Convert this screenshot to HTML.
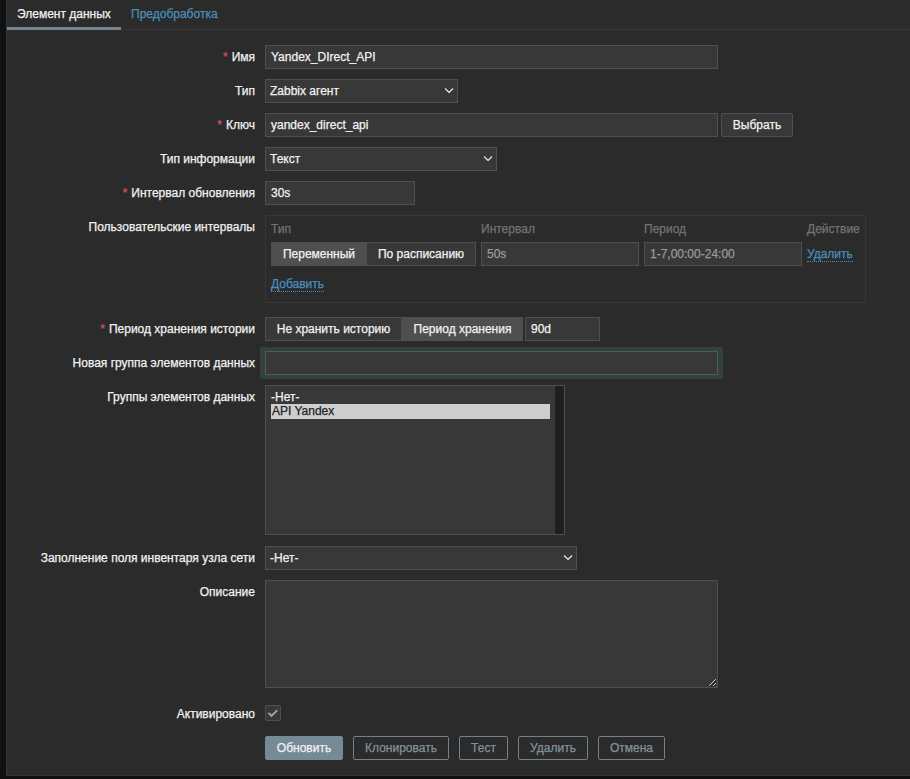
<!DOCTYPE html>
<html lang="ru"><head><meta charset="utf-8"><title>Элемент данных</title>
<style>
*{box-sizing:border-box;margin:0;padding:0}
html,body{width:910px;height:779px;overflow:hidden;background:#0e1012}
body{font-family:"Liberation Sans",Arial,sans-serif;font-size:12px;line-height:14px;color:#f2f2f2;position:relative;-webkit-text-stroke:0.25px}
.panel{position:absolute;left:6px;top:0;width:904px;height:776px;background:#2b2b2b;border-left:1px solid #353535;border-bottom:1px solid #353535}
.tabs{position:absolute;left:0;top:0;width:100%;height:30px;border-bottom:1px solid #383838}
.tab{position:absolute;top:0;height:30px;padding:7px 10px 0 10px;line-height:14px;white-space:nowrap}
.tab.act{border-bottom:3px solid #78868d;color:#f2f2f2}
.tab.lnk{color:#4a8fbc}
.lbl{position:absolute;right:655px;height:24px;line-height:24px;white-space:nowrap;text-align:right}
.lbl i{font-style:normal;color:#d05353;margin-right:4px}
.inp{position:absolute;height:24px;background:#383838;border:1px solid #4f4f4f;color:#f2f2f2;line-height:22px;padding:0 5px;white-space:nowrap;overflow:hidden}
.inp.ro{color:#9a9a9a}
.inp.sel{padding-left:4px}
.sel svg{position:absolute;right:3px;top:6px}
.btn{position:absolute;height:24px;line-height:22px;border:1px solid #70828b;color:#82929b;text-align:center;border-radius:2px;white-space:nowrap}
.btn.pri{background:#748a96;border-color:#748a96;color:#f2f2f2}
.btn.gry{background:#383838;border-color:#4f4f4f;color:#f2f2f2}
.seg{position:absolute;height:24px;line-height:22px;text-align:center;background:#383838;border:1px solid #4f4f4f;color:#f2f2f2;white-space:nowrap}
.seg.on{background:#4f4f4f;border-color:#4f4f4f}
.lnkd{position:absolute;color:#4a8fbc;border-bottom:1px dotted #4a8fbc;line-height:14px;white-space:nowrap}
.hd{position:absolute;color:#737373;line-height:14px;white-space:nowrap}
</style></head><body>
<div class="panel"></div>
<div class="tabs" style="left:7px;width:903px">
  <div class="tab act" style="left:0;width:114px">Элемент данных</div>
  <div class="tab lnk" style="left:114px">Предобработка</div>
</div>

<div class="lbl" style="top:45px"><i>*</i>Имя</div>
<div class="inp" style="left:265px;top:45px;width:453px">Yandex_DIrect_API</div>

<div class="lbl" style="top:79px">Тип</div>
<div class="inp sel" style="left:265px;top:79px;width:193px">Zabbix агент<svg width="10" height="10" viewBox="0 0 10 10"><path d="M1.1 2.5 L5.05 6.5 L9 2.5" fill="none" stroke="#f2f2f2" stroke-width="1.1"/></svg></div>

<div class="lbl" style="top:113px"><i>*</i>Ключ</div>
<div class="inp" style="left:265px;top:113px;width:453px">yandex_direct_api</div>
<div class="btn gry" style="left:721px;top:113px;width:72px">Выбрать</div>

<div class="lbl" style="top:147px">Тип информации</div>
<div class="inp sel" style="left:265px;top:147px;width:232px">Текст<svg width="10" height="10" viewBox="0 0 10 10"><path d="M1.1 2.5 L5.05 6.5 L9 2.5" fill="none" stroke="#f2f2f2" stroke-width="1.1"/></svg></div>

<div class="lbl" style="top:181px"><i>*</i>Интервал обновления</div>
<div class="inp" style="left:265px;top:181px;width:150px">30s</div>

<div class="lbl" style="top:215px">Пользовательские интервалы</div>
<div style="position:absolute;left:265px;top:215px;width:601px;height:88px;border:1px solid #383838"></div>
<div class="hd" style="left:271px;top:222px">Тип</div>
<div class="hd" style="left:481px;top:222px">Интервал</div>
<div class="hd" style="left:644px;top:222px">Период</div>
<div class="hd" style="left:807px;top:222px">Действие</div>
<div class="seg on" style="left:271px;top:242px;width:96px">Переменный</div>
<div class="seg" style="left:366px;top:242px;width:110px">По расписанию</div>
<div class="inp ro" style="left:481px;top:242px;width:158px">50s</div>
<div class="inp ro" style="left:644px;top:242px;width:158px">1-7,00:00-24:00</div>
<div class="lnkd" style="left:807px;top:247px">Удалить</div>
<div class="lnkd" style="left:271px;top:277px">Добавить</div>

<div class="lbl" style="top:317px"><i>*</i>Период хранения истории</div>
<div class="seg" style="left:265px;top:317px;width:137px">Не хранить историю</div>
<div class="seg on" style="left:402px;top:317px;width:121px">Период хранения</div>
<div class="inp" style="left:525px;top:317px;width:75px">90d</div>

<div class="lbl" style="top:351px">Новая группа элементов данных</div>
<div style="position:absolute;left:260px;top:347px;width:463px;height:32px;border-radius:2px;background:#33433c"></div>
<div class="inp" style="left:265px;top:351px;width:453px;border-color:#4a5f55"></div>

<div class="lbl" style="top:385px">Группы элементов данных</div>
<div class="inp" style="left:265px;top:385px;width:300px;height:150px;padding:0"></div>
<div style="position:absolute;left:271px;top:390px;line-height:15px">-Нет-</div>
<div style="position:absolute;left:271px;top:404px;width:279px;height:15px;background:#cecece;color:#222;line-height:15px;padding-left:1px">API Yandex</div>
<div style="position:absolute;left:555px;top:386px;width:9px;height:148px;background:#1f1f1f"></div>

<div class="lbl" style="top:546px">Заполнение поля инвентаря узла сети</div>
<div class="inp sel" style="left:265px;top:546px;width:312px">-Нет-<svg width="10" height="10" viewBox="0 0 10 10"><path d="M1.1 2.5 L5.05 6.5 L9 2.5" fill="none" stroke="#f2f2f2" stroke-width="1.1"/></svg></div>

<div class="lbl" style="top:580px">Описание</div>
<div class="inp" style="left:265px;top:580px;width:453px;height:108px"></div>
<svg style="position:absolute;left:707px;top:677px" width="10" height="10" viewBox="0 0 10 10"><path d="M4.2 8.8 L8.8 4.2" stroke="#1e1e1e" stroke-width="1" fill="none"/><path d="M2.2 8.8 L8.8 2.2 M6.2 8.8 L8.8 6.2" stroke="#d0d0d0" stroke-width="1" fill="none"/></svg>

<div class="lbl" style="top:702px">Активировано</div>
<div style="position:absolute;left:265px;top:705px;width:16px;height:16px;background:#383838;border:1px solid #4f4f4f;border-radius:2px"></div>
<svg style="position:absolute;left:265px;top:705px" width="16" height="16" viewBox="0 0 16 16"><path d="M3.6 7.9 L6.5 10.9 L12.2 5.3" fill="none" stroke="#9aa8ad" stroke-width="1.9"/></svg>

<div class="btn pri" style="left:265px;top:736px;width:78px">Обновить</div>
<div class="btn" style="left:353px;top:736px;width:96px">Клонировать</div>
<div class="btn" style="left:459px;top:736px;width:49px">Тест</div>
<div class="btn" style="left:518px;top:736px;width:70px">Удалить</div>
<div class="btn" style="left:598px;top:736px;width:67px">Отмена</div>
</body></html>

---

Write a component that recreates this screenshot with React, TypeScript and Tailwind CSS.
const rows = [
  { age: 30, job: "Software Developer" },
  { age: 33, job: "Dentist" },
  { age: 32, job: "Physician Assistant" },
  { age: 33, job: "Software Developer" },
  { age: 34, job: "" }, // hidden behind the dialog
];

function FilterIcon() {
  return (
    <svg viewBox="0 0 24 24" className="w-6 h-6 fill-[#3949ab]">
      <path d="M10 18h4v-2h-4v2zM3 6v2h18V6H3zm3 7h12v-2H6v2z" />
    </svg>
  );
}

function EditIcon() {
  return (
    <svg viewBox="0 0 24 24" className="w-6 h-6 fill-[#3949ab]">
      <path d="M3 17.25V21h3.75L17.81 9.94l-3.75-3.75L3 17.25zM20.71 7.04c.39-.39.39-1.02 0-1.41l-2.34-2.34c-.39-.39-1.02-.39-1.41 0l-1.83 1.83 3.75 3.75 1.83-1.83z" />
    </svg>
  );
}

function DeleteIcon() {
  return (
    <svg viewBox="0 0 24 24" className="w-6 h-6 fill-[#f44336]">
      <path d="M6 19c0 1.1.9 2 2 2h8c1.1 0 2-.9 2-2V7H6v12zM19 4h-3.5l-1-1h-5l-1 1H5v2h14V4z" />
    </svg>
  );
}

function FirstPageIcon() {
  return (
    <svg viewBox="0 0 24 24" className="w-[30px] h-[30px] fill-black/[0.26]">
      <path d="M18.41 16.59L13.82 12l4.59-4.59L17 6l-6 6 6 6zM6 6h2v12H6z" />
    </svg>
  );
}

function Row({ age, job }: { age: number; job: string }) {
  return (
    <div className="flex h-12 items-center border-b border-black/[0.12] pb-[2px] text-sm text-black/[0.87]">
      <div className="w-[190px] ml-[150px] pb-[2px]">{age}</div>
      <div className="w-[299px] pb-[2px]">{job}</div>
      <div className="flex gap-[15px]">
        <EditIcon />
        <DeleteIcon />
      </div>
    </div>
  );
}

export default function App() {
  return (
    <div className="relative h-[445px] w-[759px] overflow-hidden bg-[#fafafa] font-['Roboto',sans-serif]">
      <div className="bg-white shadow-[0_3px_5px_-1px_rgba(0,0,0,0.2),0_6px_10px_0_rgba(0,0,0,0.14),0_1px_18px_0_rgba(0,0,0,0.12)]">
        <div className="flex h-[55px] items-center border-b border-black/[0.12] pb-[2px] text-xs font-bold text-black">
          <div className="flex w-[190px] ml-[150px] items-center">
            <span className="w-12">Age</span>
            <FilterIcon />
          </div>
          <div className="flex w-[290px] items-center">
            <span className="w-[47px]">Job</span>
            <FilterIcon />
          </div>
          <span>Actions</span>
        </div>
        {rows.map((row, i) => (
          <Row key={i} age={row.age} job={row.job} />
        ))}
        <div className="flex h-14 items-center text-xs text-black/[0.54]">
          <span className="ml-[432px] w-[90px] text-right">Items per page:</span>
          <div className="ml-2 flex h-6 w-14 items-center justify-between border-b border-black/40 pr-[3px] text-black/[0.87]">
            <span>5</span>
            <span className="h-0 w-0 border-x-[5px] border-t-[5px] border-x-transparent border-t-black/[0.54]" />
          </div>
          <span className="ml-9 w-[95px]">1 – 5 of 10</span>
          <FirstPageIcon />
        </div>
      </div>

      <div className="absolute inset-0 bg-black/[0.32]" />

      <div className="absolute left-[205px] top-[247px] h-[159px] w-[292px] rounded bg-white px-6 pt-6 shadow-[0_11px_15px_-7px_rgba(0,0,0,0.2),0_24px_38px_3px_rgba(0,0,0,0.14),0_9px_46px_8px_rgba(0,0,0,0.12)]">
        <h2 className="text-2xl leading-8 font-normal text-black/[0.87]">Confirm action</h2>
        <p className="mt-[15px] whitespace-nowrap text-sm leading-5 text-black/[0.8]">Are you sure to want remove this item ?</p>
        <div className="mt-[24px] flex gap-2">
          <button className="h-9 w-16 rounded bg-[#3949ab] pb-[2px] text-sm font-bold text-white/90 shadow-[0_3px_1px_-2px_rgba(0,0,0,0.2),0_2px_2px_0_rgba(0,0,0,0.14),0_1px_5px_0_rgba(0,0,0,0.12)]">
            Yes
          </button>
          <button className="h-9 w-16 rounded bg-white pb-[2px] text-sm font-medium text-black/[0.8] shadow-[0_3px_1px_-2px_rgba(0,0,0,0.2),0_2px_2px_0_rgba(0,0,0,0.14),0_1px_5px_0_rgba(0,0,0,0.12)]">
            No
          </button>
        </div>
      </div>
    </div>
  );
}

> _Exercise_:
Report each line in the data that holds the word "screenshot".

> _Exercise output_:
Convert this screenshot to HTML.
Write a component that recreates this screenshot with React, TypeScript and Tailwind CSS.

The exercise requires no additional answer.